Exercise description
Report each line of the data that includes the word "screenshot".

***

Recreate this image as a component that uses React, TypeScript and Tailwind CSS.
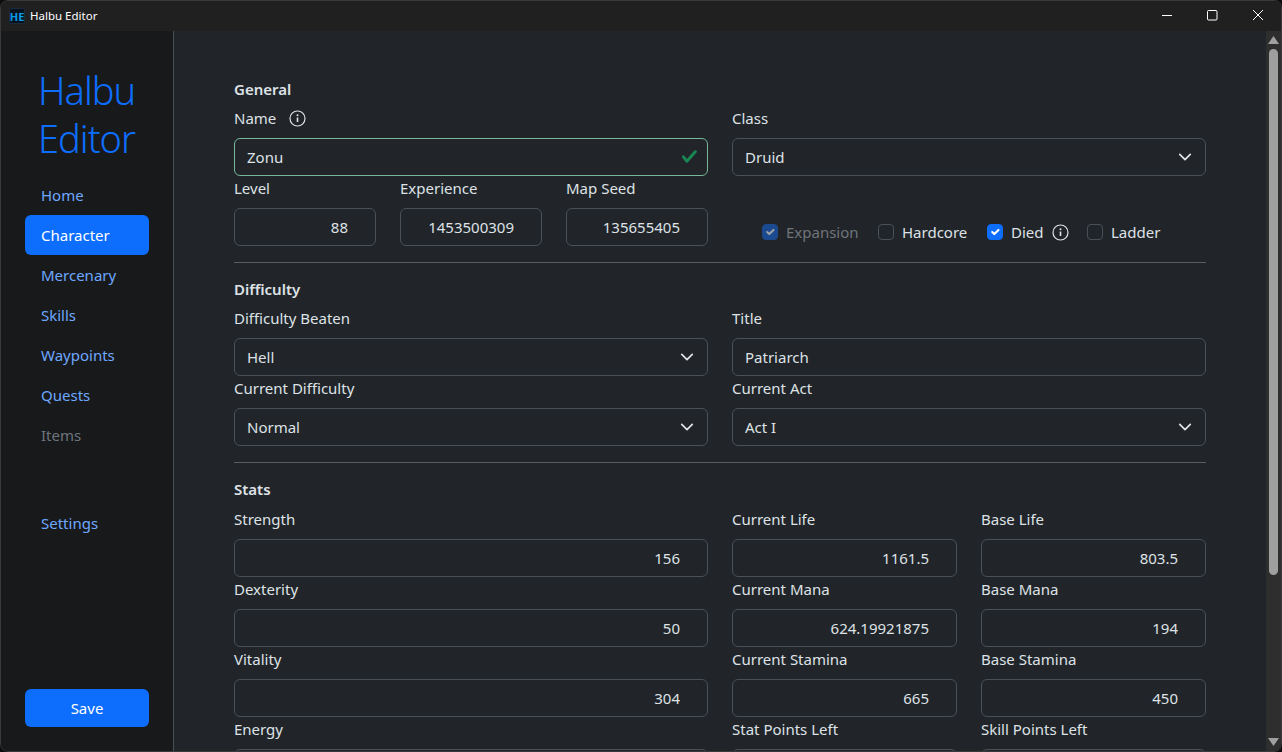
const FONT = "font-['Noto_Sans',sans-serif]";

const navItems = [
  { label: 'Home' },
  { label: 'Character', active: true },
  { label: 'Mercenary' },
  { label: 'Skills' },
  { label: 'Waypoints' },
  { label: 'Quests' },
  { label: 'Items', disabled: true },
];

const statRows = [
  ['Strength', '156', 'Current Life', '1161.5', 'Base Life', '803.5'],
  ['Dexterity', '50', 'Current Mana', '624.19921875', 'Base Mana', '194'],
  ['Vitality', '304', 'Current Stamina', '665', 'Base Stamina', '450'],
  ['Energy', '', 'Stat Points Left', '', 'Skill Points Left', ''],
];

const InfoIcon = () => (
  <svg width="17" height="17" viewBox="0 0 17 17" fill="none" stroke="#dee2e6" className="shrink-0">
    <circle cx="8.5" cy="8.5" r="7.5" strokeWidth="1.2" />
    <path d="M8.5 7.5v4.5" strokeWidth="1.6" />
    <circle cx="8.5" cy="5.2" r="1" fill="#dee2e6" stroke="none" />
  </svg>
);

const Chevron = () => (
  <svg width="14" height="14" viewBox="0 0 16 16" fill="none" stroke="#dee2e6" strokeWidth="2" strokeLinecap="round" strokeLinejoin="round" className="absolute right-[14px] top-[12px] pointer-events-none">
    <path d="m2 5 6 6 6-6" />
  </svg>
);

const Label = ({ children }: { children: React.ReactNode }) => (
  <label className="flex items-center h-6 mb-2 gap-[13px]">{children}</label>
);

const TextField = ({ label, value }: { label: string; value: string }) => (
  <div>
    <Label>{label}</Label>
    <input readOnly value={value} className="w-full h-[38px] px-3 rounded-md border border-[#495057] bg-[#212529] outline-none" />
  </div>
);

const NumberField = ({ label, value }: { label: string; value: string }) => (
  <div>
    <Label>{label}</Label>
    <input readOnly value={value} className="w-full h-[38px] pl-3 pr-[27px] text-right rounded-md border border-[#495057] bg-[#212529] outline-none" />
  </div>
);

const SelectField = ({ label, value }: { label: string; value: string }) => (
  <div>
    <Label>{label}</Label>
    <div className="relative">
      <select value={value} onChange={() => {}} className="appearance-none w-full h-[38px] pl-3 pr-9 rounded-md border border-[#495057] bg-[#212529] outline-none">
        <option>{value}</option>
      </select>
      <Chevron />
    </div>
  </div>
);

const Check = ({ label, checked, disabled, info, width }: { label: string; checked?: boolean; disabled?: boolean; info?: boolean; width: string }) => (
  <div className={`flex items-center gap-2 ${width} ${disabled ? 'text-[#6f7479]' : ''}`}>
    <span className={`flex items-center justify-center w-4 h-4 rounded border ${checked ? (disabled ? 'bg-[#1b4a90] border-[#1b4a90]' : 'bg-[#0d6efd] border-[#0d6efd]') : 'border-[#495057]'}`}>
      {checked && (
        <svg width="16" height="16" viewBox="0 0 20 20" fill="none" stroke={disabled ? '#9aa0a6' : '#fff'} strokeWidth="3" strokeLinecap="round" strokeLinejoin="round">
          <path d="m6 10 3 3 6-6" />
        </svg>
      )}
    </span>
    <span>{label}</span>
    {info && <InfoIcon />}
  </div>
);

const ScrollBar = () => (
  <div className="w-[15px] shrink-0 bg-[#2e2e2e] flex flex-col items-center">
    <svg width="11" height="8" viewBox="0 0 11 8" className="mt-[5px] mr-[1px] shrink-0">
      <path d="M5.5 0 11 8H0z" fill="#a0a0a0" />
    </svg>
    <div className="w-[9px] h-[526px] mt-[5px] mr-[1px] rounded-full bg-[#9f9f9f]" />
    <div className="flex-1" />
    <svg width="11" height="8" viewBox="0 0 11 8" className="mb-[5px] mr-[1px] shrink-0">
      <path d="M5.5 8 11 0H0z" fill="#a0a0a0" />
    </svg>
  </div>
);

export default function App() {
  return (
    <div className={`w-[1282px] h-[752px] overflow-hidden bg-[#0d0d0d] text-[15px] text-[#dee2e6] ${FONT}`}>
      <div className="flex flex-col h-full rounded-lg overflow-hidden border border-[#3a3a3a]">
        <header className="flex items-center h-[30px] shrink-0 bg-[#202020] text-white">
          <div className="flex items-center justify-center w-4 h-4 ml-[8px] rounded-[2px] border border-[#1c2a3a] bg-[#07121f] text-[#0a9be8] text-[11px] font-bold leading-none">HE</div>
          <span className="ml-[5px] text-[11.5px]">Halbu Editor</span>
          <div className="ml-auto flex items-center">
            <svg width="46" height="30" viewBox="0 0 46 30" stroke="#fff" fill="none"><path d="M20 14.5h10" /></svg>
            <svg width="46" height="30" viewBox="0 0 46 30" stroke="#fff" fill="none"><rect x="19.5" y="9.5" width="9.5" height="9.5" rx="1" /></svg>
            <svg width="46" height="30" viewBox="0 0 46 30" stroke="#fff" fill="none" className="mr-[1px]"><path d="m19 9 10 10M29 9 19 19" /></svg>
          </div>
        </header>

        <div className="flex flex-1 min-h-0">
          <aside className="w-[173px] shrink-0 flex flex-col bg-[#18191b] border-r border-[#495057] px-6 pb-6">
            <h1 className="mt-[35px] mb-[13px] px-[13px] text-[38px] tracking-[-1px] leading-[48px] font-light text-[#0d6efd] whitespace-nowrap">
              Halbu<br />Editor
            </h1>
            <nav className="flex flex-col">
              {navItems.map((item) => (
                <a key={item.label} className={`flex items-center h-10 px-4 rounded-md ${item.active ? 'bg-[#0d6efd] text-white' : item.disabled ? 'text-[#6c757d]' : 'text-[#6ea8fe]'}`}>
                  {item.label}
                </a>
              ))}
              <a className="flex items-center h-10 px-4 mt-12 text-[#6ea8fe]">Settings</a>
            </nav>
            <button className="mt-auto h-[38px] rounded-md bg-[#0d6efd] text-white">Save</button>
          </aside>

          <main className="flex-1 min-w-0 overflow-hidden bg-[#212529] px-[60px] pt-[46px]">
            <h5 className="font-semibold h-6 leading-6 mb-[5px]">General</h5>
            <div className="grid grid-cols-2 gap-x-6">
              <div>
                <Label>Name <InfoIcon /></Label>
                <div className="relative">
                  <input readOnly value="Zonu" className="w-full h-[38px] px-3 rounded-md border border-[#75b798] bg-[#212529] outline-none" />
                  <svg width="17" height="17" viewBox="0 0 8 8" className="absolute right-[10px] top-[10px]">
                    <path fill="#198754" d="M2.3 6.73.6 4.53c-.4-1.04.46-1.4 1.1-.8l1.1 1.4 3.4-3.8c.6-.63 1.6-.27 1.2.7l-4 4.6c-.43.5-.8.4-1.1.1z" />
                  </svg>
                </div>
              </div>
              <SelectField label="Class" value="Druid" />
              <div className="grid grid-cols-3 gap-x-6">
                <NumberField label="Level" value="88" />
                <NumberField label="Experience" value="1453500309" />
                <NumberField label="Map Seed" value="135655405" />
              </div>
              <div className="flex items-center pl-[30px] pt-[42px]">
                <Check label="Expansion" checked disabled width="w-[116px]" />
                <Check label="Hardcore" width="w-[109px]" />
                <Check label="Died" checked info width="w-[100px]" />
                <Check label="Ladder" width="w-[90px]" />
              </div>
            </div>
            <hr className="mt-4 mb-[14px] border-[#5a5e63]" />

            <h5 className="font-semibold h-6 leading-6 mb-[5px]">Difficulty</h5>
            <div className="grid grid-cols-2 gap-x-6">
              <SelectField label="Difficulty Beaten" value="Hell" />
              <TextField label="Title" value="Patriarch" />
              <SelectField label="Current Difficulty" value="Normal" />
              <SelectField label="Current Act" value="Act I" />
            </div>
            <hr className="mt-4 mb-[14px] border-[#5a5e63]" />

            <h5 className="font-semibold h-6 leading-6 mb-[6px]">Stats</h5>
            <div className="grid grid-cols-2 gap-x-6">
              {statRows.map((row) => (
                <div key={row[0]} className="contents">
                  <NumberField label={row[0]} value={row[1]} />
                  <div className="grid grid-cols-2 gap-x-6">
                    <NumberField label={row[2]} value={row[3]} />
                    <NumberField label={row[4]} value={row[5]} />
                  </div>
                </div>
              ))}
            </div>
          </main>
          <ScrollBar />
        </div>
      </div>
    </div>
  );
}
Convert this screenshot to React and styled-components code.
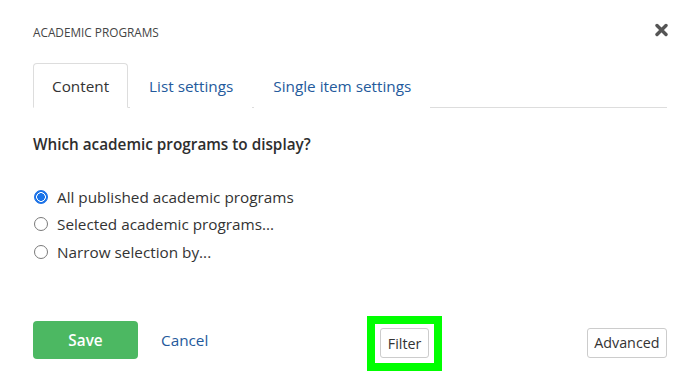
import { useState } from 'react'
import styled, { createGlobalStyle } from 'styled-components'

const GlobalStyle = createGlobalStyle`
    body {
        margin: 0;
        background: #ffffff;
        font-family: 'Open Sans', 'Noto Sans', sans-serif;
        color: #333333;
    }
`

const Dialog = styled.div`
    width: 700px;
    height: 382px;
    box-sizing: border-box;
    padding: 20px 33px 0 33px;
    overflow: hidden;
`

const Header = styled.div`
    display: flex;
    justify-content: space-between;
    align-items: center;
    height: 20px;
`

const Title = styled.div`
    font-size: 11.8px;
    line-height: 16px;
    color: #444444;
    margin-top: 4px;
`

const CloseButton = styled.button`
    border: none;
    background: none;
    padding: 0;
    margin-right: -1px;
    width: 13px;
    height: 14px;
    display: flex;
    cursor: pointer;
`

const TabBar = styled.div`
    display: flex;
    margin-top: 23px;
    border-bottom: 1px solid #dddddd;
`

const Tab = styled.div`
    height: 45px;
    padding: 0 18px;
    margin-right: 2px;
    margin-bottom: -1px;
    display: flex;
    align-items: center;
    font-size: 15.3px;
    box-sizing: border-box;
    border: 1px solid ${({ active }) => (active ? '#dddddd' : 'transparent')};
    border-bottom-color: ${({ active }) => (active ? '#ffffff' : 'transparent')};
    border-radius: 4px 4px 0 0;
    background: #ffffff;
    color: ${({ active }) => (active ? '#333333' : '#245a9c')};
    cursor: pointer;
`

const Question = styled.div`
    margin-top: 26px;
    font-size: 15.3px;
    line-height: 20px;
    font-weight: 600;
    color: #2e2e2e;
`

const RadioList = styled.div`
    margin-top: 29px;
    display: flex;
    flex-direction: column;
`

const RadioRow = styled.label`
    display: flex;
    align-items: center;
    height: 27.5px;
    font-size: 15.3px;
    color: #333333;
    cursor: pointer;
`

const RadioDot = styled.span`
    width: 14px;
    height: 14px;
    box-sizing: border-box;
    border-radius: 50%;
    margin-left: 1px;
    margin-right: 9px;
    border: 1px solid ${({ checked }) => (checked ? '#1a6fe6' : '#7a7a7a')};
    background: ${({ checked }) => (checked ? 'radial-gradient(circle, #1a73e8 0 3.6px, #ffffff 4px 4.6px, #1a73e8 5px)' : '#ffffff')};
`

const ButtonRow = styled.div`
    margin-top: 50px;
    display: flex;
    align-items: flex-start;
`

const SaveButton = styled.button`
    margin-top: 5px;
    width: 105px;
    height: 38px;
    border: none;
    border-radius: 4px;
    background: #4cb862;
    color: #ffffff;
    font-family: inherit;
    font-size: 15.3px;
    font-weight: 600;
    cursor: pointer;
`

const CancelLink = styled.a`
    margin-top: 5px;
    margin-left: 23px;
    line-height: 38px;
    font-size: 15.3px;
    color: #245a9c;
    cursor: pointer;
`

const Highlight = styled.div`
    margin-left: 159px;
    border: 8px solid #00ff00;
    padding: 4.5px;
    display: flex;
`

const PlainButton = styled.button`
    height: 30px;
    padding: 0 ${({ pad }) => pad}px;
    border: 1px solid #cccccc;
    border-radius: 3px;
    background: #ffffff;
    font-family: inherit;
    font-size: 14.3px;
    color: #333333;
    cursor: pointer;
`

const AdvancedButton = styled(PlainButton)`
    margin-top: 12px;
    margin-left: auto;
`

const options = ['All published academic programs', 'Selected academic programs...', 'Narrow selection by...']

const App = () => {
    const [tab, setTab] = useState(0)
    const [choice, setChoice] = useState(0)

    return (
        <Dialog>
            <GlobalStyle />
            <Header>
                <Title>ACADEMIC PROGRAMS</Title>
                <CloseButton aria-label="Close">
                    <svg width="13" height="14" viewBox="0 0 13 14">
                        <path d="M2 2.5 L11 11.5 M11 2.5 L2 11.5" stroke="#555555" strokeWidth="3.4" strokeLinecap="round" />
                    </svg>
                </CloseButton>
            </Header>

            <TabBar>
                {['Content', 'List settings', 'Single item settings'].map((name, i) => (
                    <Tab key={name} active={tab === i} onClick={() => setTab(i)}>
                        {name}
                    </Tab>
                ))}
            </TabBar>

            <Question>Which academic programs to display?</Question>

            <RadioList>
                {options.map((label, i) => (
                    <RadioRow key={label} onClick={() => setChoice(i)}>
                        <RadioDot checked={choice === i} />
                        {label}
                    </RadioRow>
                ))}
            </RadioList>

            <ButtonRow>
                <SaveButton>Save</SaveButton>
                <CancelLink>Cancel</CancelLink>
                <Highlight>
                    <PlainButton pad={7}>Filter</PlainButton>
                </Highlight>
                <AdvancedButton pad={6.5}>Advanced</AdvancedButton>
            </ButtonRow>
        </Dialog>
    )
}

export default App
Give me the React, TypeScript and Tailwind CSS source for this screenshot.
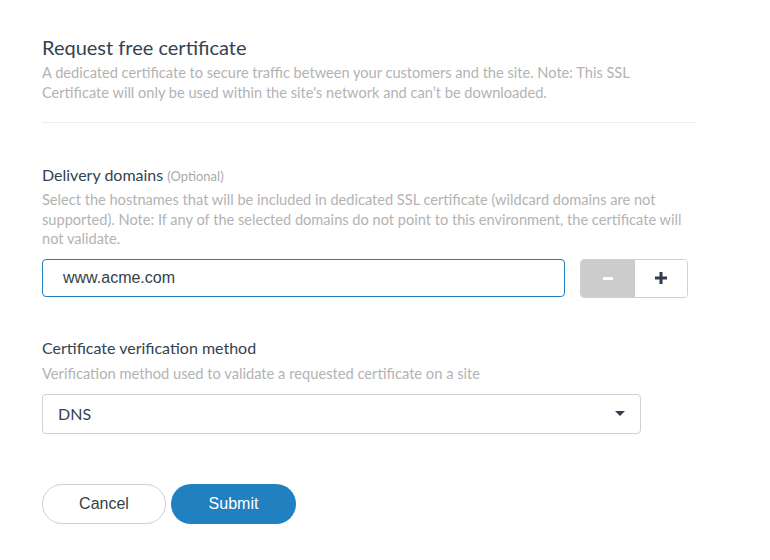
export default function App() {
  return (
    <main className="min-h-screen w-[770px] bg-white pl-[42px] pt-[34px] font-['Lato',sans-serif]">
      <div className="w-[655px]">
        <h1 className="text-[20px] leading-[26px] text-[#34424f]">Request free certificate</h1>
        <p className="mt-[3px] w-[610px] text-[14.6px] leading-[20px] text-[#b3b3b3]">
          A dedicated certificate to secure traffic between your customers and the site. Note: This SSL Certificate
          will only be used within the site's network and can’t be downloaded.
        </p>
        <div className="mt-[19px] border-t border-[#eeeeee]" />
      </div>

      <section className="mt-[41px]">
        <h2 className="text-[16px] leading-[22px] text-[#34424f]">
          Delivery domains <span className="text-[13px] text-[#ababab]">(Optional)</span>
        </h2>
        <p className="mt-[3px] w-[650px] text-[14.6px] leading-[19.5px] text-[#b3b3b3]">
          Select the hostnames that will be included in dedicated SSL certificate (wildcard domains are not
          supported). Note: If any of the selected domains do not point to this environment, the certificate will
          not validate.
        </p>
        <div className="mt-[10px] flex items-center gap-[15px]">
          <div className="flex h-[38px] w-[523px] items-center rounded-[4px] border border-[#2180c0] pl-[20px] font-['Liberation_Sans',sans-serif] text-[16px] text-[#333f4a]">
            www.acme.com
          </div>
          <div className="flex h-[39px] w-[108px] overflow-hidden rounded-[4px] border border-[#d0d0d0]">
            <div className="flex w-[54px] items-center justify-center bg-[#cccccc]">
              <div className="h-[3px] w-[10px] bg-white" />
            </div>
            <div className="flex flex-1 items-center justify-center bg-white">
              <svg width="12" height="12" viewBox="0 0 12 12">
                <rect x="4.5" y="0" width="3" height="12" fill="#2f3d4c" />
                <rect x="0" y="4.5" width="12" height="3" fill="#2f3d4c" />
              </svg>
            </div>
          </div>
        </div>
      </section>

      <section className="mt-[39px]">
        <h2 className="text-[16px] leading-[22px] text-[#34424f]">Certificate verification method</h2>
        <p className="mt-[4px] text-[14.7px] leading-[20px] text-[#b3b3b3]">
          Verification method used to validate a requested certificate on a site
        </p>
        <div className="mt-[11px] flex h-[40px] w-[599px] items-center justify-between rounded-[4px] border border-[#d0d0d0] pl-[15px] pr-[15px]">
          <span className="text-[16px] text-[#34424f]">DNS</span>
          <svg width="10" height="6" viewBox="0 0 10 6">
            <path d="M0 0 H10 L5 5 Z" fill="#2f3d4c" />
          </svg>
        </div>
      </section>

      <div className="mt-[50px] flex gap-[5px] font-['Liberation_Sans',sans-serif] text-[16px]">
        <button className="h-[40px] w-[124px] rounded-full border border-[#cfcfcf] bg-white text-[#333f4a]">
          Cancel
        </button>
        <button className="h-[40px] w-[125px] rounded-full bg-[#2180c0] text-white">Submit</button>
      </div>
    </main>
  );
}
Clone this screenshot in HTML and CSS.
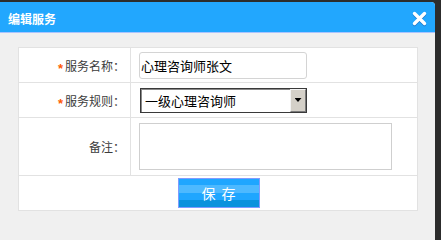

***

Exercise output
Convert this screenshot to React and styled-components code.
Give me the React, TypeScript and Tailwind CSS source for this screenshot.
Clone this screenshot in HTML and CSS.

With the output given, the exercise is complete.